Environmental Control Units can be divided into two types: computer based, and stand-alone. A computer-based system consists of a software program and the necessary peripherals that allow a computer to function as an ECU. The advantages to using this type of system are the relatively low cost (the software plus a personal computer is cheaper than most stand-alone units) and a predetermined access method if the user already accesses the computer. Disadvantages include the need to have the computer running at all times, the need for visual and/or physical access to the computer from various positions, and the lack of transportability of the system. The system can be made more transportable by using a laptop computer instead of a personal computer.

Stand-alone ECUs contain their own electronics and do not utilize a computer to function. Many of these units can be activated by a switch, which acts as the interface between the user and the unit. The switch can be a single switch (button, leaf, etc.) or a dual switch (sip and puff, rocker, etc.). The switch is used to activate a scan of the menu items or commands. The scan can be automatic or directed. Automatic scanning is when the user activates the switch to start the scan and the menu items continue to scan until the user activates the switch to make a selection. This can be done with a single or dual switch. Directed scanning involves multiple activations of the switch to move through the menu until the desired command is located and activated. This can also be done with a single or dual switch.
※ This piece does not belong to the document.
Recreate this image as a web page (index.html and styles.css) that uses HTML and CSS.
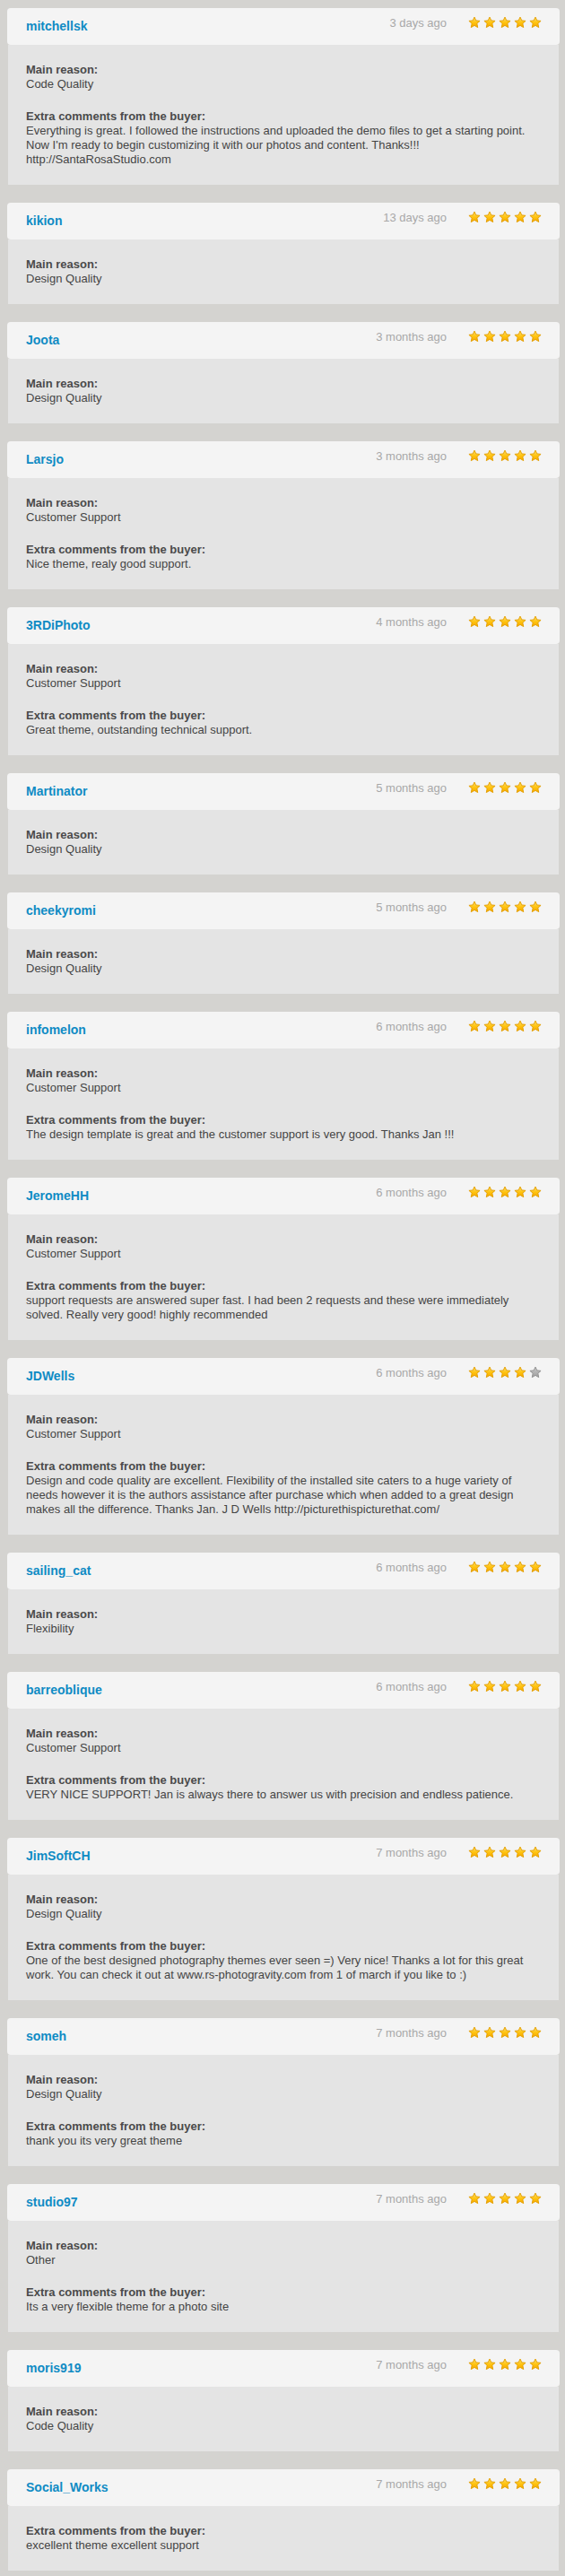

Some ECUs can be activated by voice commands. These systems are user dependent, which means that the user trains the unit to his or her voice and that user is the only person who can use the system. The ECU creates a bank of voice models from the training. It then compares the voice commands to the bank of models, and when it finds a match, executes the designated action. An advantage to using voice commands to control the ECU is that the user need not have a consistent physical movement. However, they do need to have a consistent voice pattern. Even with a consistent voice pattern, recognition accuracy is less than 100 percent and the accuracy decreases even more in a noisy environment. The user also needs to have adequate memory skills to remember the command sequence unless he or she has visual access to a display.